Author: Jessica A. Bandel
Shortages in the labor force affected all parts of American society as the war drew young men in their prime to the warzone. Even the United States Navy suffered from a lack of available administrators—known as yeomen—forcing Secretary of the Navy Josephus Daniels to turn to an untapped resource: women. A call soon went out for women volunteers, and more than eleven thousand offered their services as “yeomanettes.” Approximately two hundred of these women were North Carolinians.
Chatham County native Camelia Rutherford London joined the Navy Reserve Force in December 1917. The twenty-one-year-old served the entirety of her term at the Navy recruiting office in Raleigh. Upon her arrival, she initially reported to her brother, Lt. John Jackson London, who managed the office’s recruiting efforts and served as ordnance inspector at the Raleigh Iron Works. Lieutenant London was reassigned the following month, however, leaving Camelia behind.

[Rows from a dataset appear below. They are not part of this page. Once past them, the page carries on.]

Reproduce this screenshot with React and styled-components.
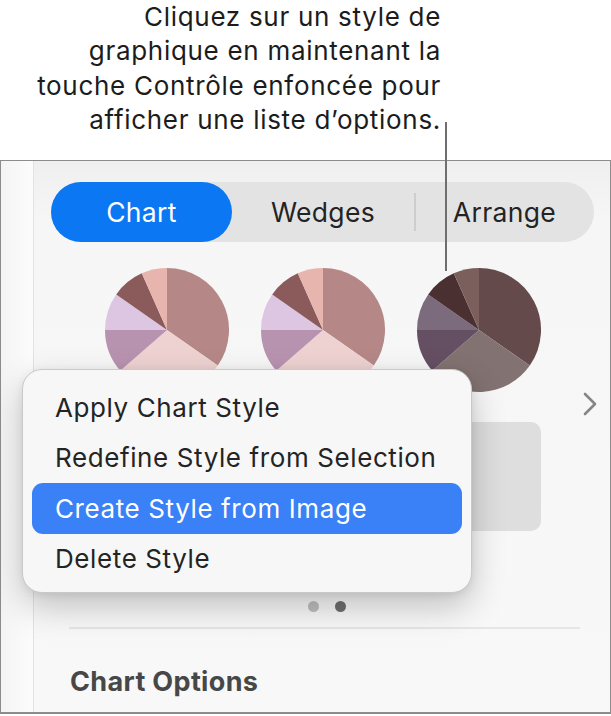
import React from "react";
import styled, { createGlobalStyle } from "styled-components";

const GlobalStyle = createGlobalStyle`
  html, body {
    margin: 0;
    padding: 0;
    background: #ffffff;
  }
  body {
    font-family: "Inter", "Liberation Sans", sans-serif;
    -webkit-font-smoothing: antialiased;
  }
`;

const lightPalette = ["#b58887", "#eed2d2", "#b893b0", "#dcc6e2", "#8b5b5c", "#e7b4ae"];
const darkPalette = ["#654a4b", "#827272", "#654f63", "#7b6b7d", "#4a3031", "#7b5f5c"];
const cuts = [0, 125, 229, 270, 305, 336, 360];

const polar = (r, deg) => {
  const a = ((deg - 90) * Math.PI) / 180;
  return [62 + r * Math.cos(a), 62 + r * Math.sin(a)];
};

const slicePath = (from, to) => {
  const [x1, y1] = polar(62, from);
  const [x2, y2] = polar(62, to);
  const large = to - from > 180 ? 1 : 0;
  return `M62 62 L${x1} ${y1} A62 62 0 ${large} 1 ${x2} ${y2} Z`;
};

const Pie = ({ colors }) => (
  <svg width="124" height="124" viewBox="0 0 124 124">
    {colors.map((c, i) => (
      <path key={i} d={slicePath(cuts[i], cuts[i + 1])} fill={c} />
    ))}
  </svg>
);

const Page = styled.div`
  position: relative;
  width: 611px;
  height: 716px;
  overflow: hidden;
`;

const Callout = styled.p`
  margin: 0;
  width: 441px;
  padding-top: 0;
  height: 160px;
  box-sizing: border-box;
  text-align: right;
  font-size: 26px;
  line-height: 34.4px;
  color: #1c1c1c;
  letter-spacing: 0.7px;
`;

const Leader = styled.div`
  position: absolute;
  left: 445px;
  top: 122px;
  width: 2px;
  height: 149px;
  background: #6e6e6e;
  z-index: 5;
`;

const Panel = styled.div`
  display: flex;
  height: 554px;
  border: 1.5px solid #8c8c8c;
  border-bottom-width: 2px;
  box-sizing: border-box;
  width: 611px;
`;

const Strip = styled.div`
  width: 32px;
  flex-shrink: 0;
  background: linear-gradient(90deg, #f4f4f4, #fcfcfc);
  border-right: 1.5px solid #e2e2e2;
`;

const Main = styled.div`
  flex: 1;
  display: flex;
  flex-direction: column;
  background: linear-gradient(180deg, #efefef 0px, #f6f6f6 60px, #f8f8f8 100%);
`;

const Segmented = styled.div`
  display: flex;
  align-items: center;
  margin: 21px 0 0 17px;
  width: 543px;
  height: 60px;
  border-radius: 30px;
  background: #e3e3e3;
`;

const Segment = styled.div`
  width: ${(p) => p.$w}px;
  height: 60px;
  border-radius: 30px;
  display: flex;
  align-items: center;
  justify-content: center;
  font-size: 26.5px;
  letter-spacing: 0.35px;
  color: ${(p) => (p.$active ? "#ffffff" : "#232323")};
  background: ${(p) => (p.$active ? "#0b77f2" : "transparent")};
`;

const SegDivider = styled.div`
  width: 1.5px;
  height: 38px;
  background: #cdcdcd;
`;

const StylesRow = styled.div`
  display: flex;
  align-items: center;
  margin: 26px 0 0 71px;
`;

const StyleGrid = styled.div`
  display: grid;
  grid-template-columns: repeat(3, 124px);
  column-gap: 32px;
  row-gap: 30px;
`;

const Thumb = styled.div`
  width: 124px;
  height: 109px;
  border-radius: 10px;
  background: #dedede;
`;

const Chevron = styled.svg`
  margin-left: 42px;
  margin-top: 8px;
`;

const Dots = styled.div`
  display: flex;
  justify-content: center;
  gap: 16px;
  margin: 70px 0 0 0;
  padding-left: 10px;
`;

const Dot = styled.span`
  width: 11px;
  height: 11px;
  border-radius: 50%;
  background: ${(p) => (p.$on ? "#6e6e6e" : "#bdbdbd")};
`;

const Divider = styled.div`
  margin: 15px 30px 0 35px;
  height: 2px;
  background: #e6e6e6;
`;

const SectionTitle = styled.h3`
  margin: 36px 0 0 36px;
  font-size: 27px;
  font-weight: 700;
  color: #474747;
  letter-spacing: 0.35px;
`;

const Menu = styled.div`
  position: absolute;
  left: 22px;
  top: 369px;
  width: 450px;
  height: 224px;
  box-sizing: border-box;
  padding: 12px 9px 8px;
  border-radius: 20px;
  background: #f7f7f7;
  border: 1.5px solid #c9c9c9;
  box-shadow: 0 14px 34px rgba(0, 0, 0, 0.22), 0 2px 8px rgba(0, 0, 0, 0.08);
  display: flex;
  flex-direction: column;
  z-index: 4;
`;

const MenuItem = styled.div`
  height: 51px;
  display: flex;
  align-items: center;
  padding-left: 23px;
  border-radius: 11px;
  font-size: 26px;
  letter-spacing: 0.6px;
  color: ${(p) => (p.$active ? "#ffffff" : "#242424")};
  background: ${(p) => (p.$active ? "#3a80f6" : "transparent")};
`;

export default function App() {
  return (
    <Page>
      <GlobalStyle />
      <Callout>
        Cliquez sur un style de
        <br />
        graphique en maintenant la
        <br />
        touche Contrôle enfoncée pour
        <br />
        afficher une liste d’options.
      </Callout>
      <Leader />
      <Panel>
        <Strip />
        <Main>
          <Segmented>
            <Segment $active $w={181}>Chart</Segment>
            <Segment $w={182}>Wedges</Segment>
            <SegDivider />
            <Segment $w={178}>Arrange</Segment>
          </Segmented>
          <StylesRow>
            <StyleGrid>
              <Pie colors={lightPalette} />
              <Pie colors={lightPalette} />
              <Pie colors={darkPalette} />
              <Thumb />
              <Thumb />
              <Thumb />
            </StyleGrid>
            <Chevron width="14" height="24" viewBox="0 0 14 24">
              <polyline
                points="2,2 12,12 2,22"
                fill="none"
                stroke="#858585"
                strokeWidth="2.6"
                strokeLinecap="round"
                strokeLinejoin="round"
              />
            </Chevron>
          </StylesRow>
          <Dots>
            <Dot />
            <Dot $on />
          </Dots>
          <Divider />
          <SectionTitle>Chart Options</SectionTitle>
        </Main>
      </Panel>
      <Menu>
        <MenuItem>Apply Chart Style</MenuItem>
        <MenuItem>Redefine Style from Selection</MenuItem>
        <MenuItem $active>Create Style from Image</MenuItem>
        <MenuItem>Delete Style</MenuItem>
      </Menu>
    </Page>
  );
}
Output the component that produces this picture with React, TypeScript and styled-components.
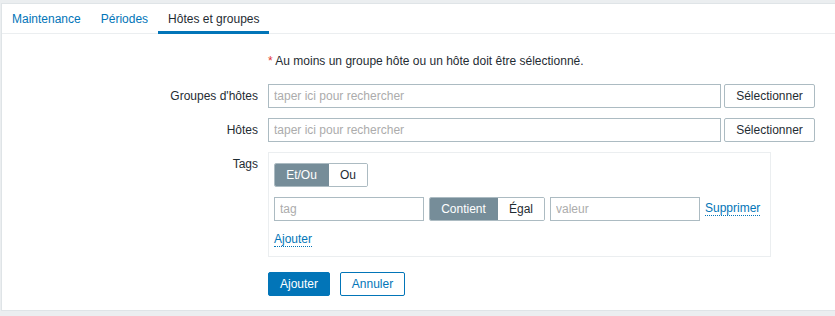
import React from 'react';
import styled, { createGlobalStyle } from 'styled-components';

const GlobalStyle = createGlobalStyle`
  html, body {
    margin: 0;
    padding: 0;
    background: #ebeef0;
    overflow: hidden;
  }
  body {
    font-family: "Liberation Sans", Arial, sans-serif;
    font-size: 12px;
    color: #1f2c33;
  }
  * { box-sizing: border-box; }
`;

const Container = styled.div`
  margin: 3px 0 0 1px;
  background: #fff;
  border: 1px solid #dfe4e7;
  border-right: none;
  height: 308px;
`;

const TabNav = styled.ul`
  display: flex;
  list-style: none;
  margin: 0;
  padding: 0;
  border-bottom: 1px solid #ebeef0;
`;

const Tab = styled.li<{ $active?: boolean }>`
  position: relative;
  padding: 8px 10px 7px;
  line-height: 14px;
  color: ${p => (p.$active ? '#1f2c33' : '#0275b8')};
  cursor: pointer;

  &::after {
    content: '';
    display: ${p => (p.$active ? 'block' : 'none')};
    position: absolute;
    left: 0;
    right: 0;
    bottom: -1px;
    height: 3px;
    background: #0275b8;
  }
`;

const Form = styled.div`
  display: grid;
  grid-template-columns: 256px 1fr;
  column-gap: 10px;
  row-gap: 10px;
  padding: 16px 0 15px;
`;

const Label = styled.div`
  text-align: right;
  line-height: 24px;
  height: 24px;
`;

const Note = styled.div`
  line-height: 22px;
  padding-bottom: 2px;
`;

const Asterisk = styled.span`
  color: #e33734;
`;

const Field = styled.div`
  display: flex;
  align-items: center;
  gap: 3px;
`;

const Input = styled.input<{ $width: number }>`
  width: ${p => p.$width}px;
  height: 24px;
  border: 1px solid #acbbc2;
  border-radius: 0;
  padding: 0 5px;
  font-family: inherit;
  font-size: 12px;
  color: #1f2c33;
  background: #fff;
  outline: none;

  &::placeholder {
    color: #acacac;
  }
`;

const Button = styled.button<{ $width: number }>`
  width: ${p => p.$width}px;
  height: 24px;
  border: 1px solid #acbbc2;
  border-radius: 2px;
  background: #fff;
  color: #1f2c33;
  font-family: inherit;
  font-size: 12px;
  padding: 0;
  cursor: pointer;
`;

const TagsBox = styled.div`
  width: 503px;
  border: 1px solid #ebeef0;
  padding: 10px 5px 4px;
  display: flex;
  flex-direction: column;
  gap: 10px;
`;

const Radio = styled.div`
  display: flex;
  height: 24px;
  border: 1px solid #acbbc2;
  border-radius: 2px;
  overflow: hidden;
  width: max-content;
`;

const RadioOption = styled.div<{ $checked?: boolean; $width: number }>`
  width: ${p => p.$width}px;
  display: flex;
  align-items: center;
  justify-content: center;
  background: ${p => (p.$checked ? '#768d99' : '#fff')};
  color: ${p => (p.$checked ? '#fff' : '#1f2c33')};
  margin: -1px 0 -1px ${p => (p.$checked ? '-1px' : '0')};
`;

const TagRow = styled.div`
  display: flex;
  align-items: center;
  gap: 5px;
`;

const Link = styled.a`
  color: #0275b8;
  text-decoration: none;
  border-bottom: 1px dotted #0275b8;
  line-height: 13px;
  cursor: pointer;
`;

const LinkRow = styled.div`
  height: 24px;
  margin-top: -3px;
  display: flex;
  align-items: center;
`;

const Actions = styled.div`
  display: flex;
  gap: 10px;
  margin-top: 5px;
`;

const PrimaryButton = styled(Button)`
  background: #0275b8;
  border-color: #0275b8;
  color: #fff;
`;

const SecondaryButton = styled(Button)`
  border-color: #0275b8;
  color: #0275b8;
`;

export default function App() {
  return (
    <>
      <GlobalStyle />
      <Container>
        <TabNav>
          <Tab>Maintenance</Tab>
          <Tab>Périodes</Tab>
          <Tab $active>Hôtes et groupes</Tab>
        </TabNav>
        <Form>
          <div />
          <Note>
            <Asterisk>*</Asterisk> Au moins un groupe hôte ou un hôte doit être sélectionné.
          </Note>

          <Label>Groupes d'hôtes</Label>
          <Field>
            <Input $width={453} placeholder="taper ici pour rechercher" />
            <Button $width={91}>Sélectionner</Button>
          </Field>

          <Label>Hôtes</Label>
          <Field>
            <Input $width={453} placeholder="taper ici pour rechercher" />
            <Button $width={91}>Sélectionner</Button>
          </Field>

          <Label>Tags</Label>
          <TagsBox>
            <Radio>
              <RadioOption $checked $width={55}>Et/Ou</RadioOption>
              <RadioOption $width={38}>Ou</RadioOption>
            </Radio>
            <TagRow>
              <Input $width={150} placeholder="tag" />
              <Radio>
                <RadioOption $checked $width={69}>Contient</RadioOption>
                <RadioOption $width={46}>Égal</RadioOption>
              </Radio>
              <Input $width={150} placeholder="valeur" />
              <Link>Supprimer</Link>
            </TagRow>
            <LinkRow>
              <Link>Ajouter</Link>
            </LinkRow>
          </TagsBox>

          <div />
          <Actions>
            <PrimaryButton $width={62}>Ajouter</PrimaryButton>
            <SecondaryButton $width={65}>Annuler</SecondaryButton>
          </Actions>
        </Form>
      </Container>
    </>
  );
}
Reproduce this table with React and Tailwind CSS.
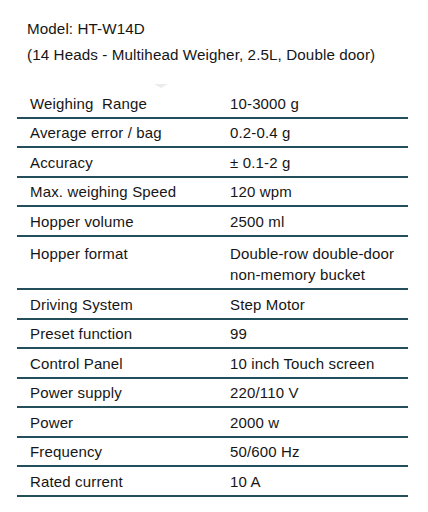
import React from "react";

const specs = [
  ["Weighing\u00a0\u00a0Range", "10-3000 g"],
  ["Average error / bag", "0.2-0.4 g"],
  ["Accuracy", "± 0.1-2 g"],
  ["Max. weighing Speed", "120 wpm"],
  ["Hopper volume", "2500 ml"],
  ["Hopper format", "Double-row double-door non-memory bucket"],
  ["Driving System", "Step Motor"],
  ["Preset function", "99"],
  ["Control Panel", "10 inch Touch screen"],
  ["Power supply", "220/110 V"],
  ["Power", "2000 w"],
  ["Frequency", "50/600 Hz"],
  ["Rated current", "10 A"],
];

function SpecRow({ label, value, tall }) {
  if (tall) {
    return (
      <div className="grid grid-cols-[213px_1fr] items-start h-[53.5px] pt-[6px] leading-[21px] border-b-2 border-[#234f5c]">
        <div className="pl-[13px]">{label}</div>
        <div className="w-[170px]">{value}</div>
      </div>
    );
  }
  return (
    <div className="grid grid-cols-[213px_1fr] items-center h-[29.5px] pt-[2px] border-b-2 border-[#234f5c]">
      <div className="pl-[13px]">{label}</div>
      <div>{value}</div>
    </div>
  );
}

export default function App() {
  return (
    <div
      className="w-[428px] h-[512px] bg-white text-[#161616] overflow-hidden"
      style={{ fontFamily: '"Liberation Sans", Arial, sans-serif' }}
    >
      <div className="pl-[27px] pt-[16px] text-[15.2px] tracking-[0.1px]">
        <div className="leading-[25px]">Model: HT-W14D</div>
        <div className="leading-[25px] mt-[1px]">
          (14 Heads - Multihead Weigher, 2.5L, Double door)
        </div>
      </div>
      <div className="h-[22px] flex items-end pl-[154px]">
        <div className="w-0 h-0 border-l-[7px] border-r-[7px] border-t-[4px] border-l-transparent border-r-transparent border-t-[#ececec] mb-[1px]" />
      </div>
      <div className="ml-[17px] w-[391px] text-[15px] tracking-[0.15px]">
        {specs.map(([label, value]) => (
          <SpecRow
            key={label}
            label={label}
            value={value}
            tall={label === "Hopper format"}
          />
        ))}
      </div>
    </div>
  );
}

She carried on with her administrative work, earning approximately $100 a month, a sum that included allowances for uniforms, medical care, housing, and insurance. The pay was equal to that of men of the same rating, Secretary Daniels mandating that any woman “who works as well as a man ought to receive the same pay.” It was an astonishing development at the time, given that women did not yet even have the right to vote and that gender equity respective to pay remains elusive to this day.
Following the armistice in November 1918, Camelia was placed on inactive status until she was discharged on May 19, 1920. In October 1922, she married Fred Duncan Jerome, who had served in the Student Army Training Corps at North Carolina State University during the war. The two went on to have three children, all boys: Fred Jr. and twins John London Jerome and Henry London Jerome. Fred and Henry followed in their mother’s footsteps and served in the navy during World War II.